▸ **INSTRUCTIONS FOR THE TASK**
Keep only those lines of the records that include the string "code".
= = = =
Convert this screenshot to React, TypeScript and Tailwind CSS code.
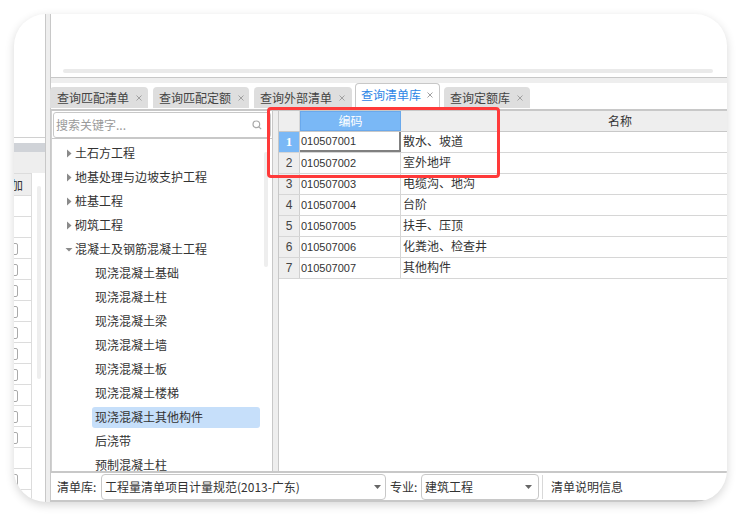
const font = { fontFamily: '"Noto Sans CJK SC", "Liberation Sans", sans-serif' };

function Tab({ label, w, active, mr, pl }: { label: string; w: string; active?: boolean; mr: string; pl: string }) {
  return (
    <div
      className={`${w} ${mr} ${pl} flex shrink-0 items-center rounded-t-[4px] text-[12px] leading-none ${
        active
          ? "h-[26px] border border-b-0 border-[#c8c8c8] bg-white pb-[4px] text-[#2e86e6]"
          : "mb-[1px] h-[21px] bg-[#dedede] text-[#444]"
      }`}
    >
      <span className="whitespace-nowrap">{label}</span>
      <svg width="6" height="6" viewBox="0 0 6 6" className={`${active ? "ml-[6px]" : "ml-[7px]"} shrink-0`} stroke="#a0a0a0" strokeWidth="1" fill="none">
        <path d="M0.5 0.5 L5.5 5.5 M5.5 0.5 L0.5 5.5" />
      </svg>
    </div>
  );
}

function TreeItem({ label, kind }: { label: string; kind: "closed" | "open" | "leaf" | "selected" }) {
  if (kind === "leaf" || kind === "selected") {
    return (
      <div className="flex h-[24px] items-center pl-[40px] pr-[12px]">
        <div
          className={`flex h-[21px] flex-1 items-center rounded-[3px] pl-[3px] text-[12px] leading-none text-[#333] ${
            kind === "selected" ? "bg-[#c6dffa]" : ""
          }`}
        >
          {label}
        </div>
      </div>
    );
  }
  return (
    <div className="flex h-[24px] items-center pl-[13px] text-[12px] leading-none text-[#333]">
      <svg width="8" height="9" viewBox="0 0 8 9" className="mr-[2px] shrink-0">
        {kind === "closed" ? <path d="M2 0.5 L6.5 4.5 L2 8.5 Z" fill="#8a8a8a" /> : <path d="M0.5 3 L7.5 3 L4 6.5 Z" fill="#8a8a8a" />}
      </svg>
      {label}
    </div>
  );
}

function GridRow({ n, code, name, active }: { n: number; code: string; name: string; active?: boolean }) {
  return (
    <div className="flex h-[21px] border-b border-[#d6d6d6]">
      <div
        className={`flex w-[21px] shrink-0 items-center justify-center border-r border-[#d0d0d0] ${
          active ? "bg-[#7ab8f6] text-[13px] font-bold text-white" : "bg-[#eeeeee] text-[12px] text-[#444]"
        }`}
        style={{ fontFamily: active ? '"Liberation Serif", serif' : '"Liberation Sans", sans-serif' }}
      >
        {n}
      </div>
      <div
        className={`flex w-[101px] shrink-0 items-center pl-[1px] text-[11px] text-[#333] ${
          active ? "border-r-2 border-b-2 border-[#808080]" : "border-r border-[#d6d6d6]"
        }`}
        style={{ fontFamily: '"Liberation Sans", sans-serif' }}
      >
        {code}
      </div>
      <div className="flex flex-1 items-center pb-[2px] pl-[2px] text-[12px] text-[#333]">{name}</div>
    </div>
  );
}

function LeftRow({ box }: { box?: boolean }) {
  return (
    <div className="flex h-[21px] w-[18px] shrink-0 items-center border-r border-b border-[#dcdcdc]">
      {box && <div className="ml-[-5px] mt-[2px] h-[12px] w-[9px] rounded-[2px] border border-[#aaa] bg-white" />}
    </div>
  );
}

export default function App() {
  const tree: [string, "closed" | "open" | "leaf" | "selected"][] = [
    ["土石方工程", "closed"],
    ["地基处理与边坡支护工程", "closed"],
    ["桩基工程", "closed"],
    ["砌筑工程", "closed"],
    ["混凝土及钢筋混凝土工程", "open"],
    ["现浇混凝土基础", "leaf"],
    ["现浇混凝土柱", "leaf"],
    ["现浇混凝土梁", "leaf"],
    ["现浇混凝土墙", "leaf"],
    ["现浇混凝土板", "leaf"],
    ["现浇混凝土楼梯", "leaf"],
    ["现浇混凝土其他构件", "selected"],
    ["后浇带", "leaf"],
    ["预制混凝土柱", "leaf"],
  ];
  const rows = [
    ["010507001", "散水、坡道"],
    ["010507002", "室外地坪"],
    ["010507003", "电缆沟、地沟"],
    ["010507004", "台阶"],
    ["010507005", "扶手、压顶"],
    ["010507006", "化粪池、检查井"],
    ["010507007", "其他构件"],
  ];
  const boxes = [false, false, true, true, true, true, true, true, true, true, true, true, false, true, false];
  return (
    <div className="h-[522px] w-[741px] bg-white pl-[14px] pr-[14px] pt-[14px]" style={font}>
      <div className="relative flex h-[488px] w-[713px] overflow-hidden rounded-[32px] bg-white shadow-[0_3px_10px_rgba(0,0,0,0.16)]">
        {/* left column */}
        <div className="flex w-[32px] shrink-0 flex-col border-r border-[#c8c8c8]">
          <div className="h-[124px] shrink-0 border-b border-[#d0d0d0]" />
          <div className="h-[5px] shrink-0" />
          <div className="h-[9px] shrink-0 bg-[#d0d3d8]" />
          <div className="h-[21px] shrink-0 bg-[#eeeeee]" />
          <div className="flex flex-1 overflow-hidden">
            <div className="flex w-[18px] shrink-0 flex-col">
              <div className="flex h-[23px] shrink-0 items-center justify-end border-y border-r border-[#dcdcdc] bg-[#eeeeee] pr-[8px] text-[12px] leading-none text-[#333]">
                <span className="whitespace-nowrap">加</span>
              </div>
              {boxes.map((b, i) => (
                <LeftRow key={i} box={b} />
              ))}
            </div>
            <div className="ml-[5px] mt-[13px] h-[193px] w-[4px] rounded-full bg-[#eeeeee]" />
          </div>
        </div>
        <div className="w-[4px] shrink-0 bg-[#eeeeee]" />
        {/* main */}
        <div className="flex min-w-0 flex-1 flex-col border-l border-[#c8c8c8]">
          <div className="flex h-[64px] shrink-0 flex-col justify-end border-b border-[#c8c8c8] pb-[4px] pl-[12px] pr-[14px]">
            <div className="h-[4px] rounded-full bg-[#eaeaea]" />
          </div>
          <div className="h-[5px] shrink-0 bg-[#eeeeee]" />
          <div className="ml-[-1px] flex h-[26px] shrink-0 items-end">
            <Tab label="查询匹配清单" w="w-[98px]" mr="mr-[5px]" pl="pl-[7px]" />
            <Tab label="查询匹配定额" w="w-[96px]" mr="mr-[5px]" pl="pl-[6px]" />
            <Tab label="查询外部清单" w="w-[98px]" mr="mr-[3px]" pl="pl-[6px]" />
            <Tab label="查询清单库" w="w-[85px]" mr="mr-[4px]" pl="pl-[5px]" active />
            <Tab label="查询定额库" w="w-[86px]" mr="mr-0" pl="pl-[6px]" />
          </div>
          <div className="flex min-h-0 flex-1 border-t-2 border-[#c8c8c8]">
            {/* tree */}
            <div className="flex w-[221px] shrink-0 flex-col border-l border-[#d0d0d0]">
              <div className="flex h-[28px] shrink-0 items-center border-b border-[#c8c8c8] px-[1px]">
                <div className="flex h-[26px] w-full items-center justify-between rounded-[3px] border border-[#c8c8c8] pl-[2px] pr-[8px] text-[12px] text-[#9a9a9a]">
                  <span>搜索关键字...</span>
                  <svg width="10" height="10" viewBox="0 0 12 12" fill="none" stroke="#aaa" strokeWidth="1.4">
                    <circle cx="5.2" cy="5.2" r="4" />
                    <path d="M8.2 8.2 L11 11" />
                  </svg>
                </div>
              </div>
              <div className="relative min-h-0 flex-1 overflow-hidden">
                <div className="pt-[2px]">
                  {tree.map(([l, k]) => (
                    <TreeItem key={l} label={l} kind={k} />
                  ))}
                </div>
                <div className="absolute right-[4px] top-[13px] h-[115px] w-[4px] rounded-full bg-[#eeeeee]" />
              </div>
            </div>
            <div className="w-[7px] shrink-0 border-x border-[#c8c8c8] bg-[#eeeeee]" />
            {/* grid */}
            <div className="flex min-w-0 flex-1 flex-col">
              <div className="flex h-[21px] shrink-0 border-b border-[#c8c8c8] bg-[#eeeeee] text-[12px] text-[#333]">
                <div className="w-[21px] shrink-0 border-r border-[#d6d6d6]" />
                <div className="flex w-[101px] shrink-0 items-center justify-center border border-[#6aa9ec] bg-[#7ab8f6] text-white">编码</div>
                <div className="flex flex-1 items-center justify-center pl-[112px]">名称</div>
              </div>
              {rows.map((r, i) => (
                <GridRow key={r[0]} n={i + 1} code={r[0]} name={r[1]} active={i === 0} />
              ))}
            </div>
          </div>
          {/* toolbar */}
          <div className="flex h-[31px] shrink-0 items-center border-y-2 border-[#c8c8c8] pl-[6px] text-[12px] text-[#333]">
            <span className="w-[44px] shrink-0">清单库:</span>
            <div className="flex h-[26px] w-[285px] shrink-0 items-center justify-between rounded-[4px] border border-[#c8c8c8] px-[3px]">
              <span>工程量清单项目计量规范(2013-广东)</span>
              <svg width="7" height="4" viewBox="0 0 7 4" className="mr-[1px]">
                <path d="M0 0 H7 L3.5 4 Z" fill="#666" />
              </svg>
            </div>
            <span className="ml-[4px] w-[31px] shrink-0">专业:</span>
            <div className="flex h-[26px] w-[118px] shrink-0 items-center justify-between rounded-[4px] border border-[#c8c8c8] px-[3px]">
              <span>建筑工程</span>
              <svg width="7" height="4" viewBox="0 0 7 4" className="mr-[3px]">
                <path d="M0 0 H7 L3.5 4 Z" fill="#666" />
              </svg>
            </div>
            <div className="ml-[3px] h-[24px] w-px bg-[#d8d8d8]" />
            <span className="ml-[8px]">清单说明信息</span>
          </div>
        </div>
        <div className="absolute left-[253px] top-[93px] h-[71px] w-[233px] rounded-[4px] border-[3px] border-[#ff3a3a]" />
      </div>
    </div>
  );
}
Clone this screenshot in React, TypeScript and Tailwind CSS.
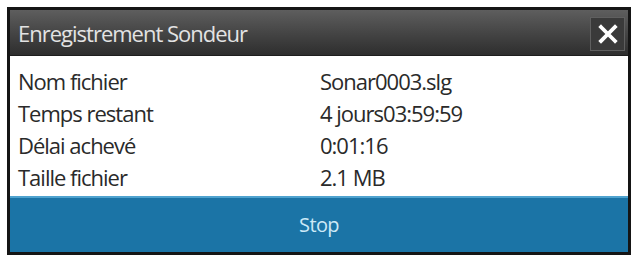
= = = =
▸ **EXERCISE RESULT**
Convert this screenshot to React, TypeScript and Tailwind CSS code.
function GridRow({ n, code, name, active }: { n: number; code: string; name: string; active?: boolean }) {
        {code}
                <GridRow key={r[0]} n={i + 1} code={r[0]} name={r[1]} active={i === 0} />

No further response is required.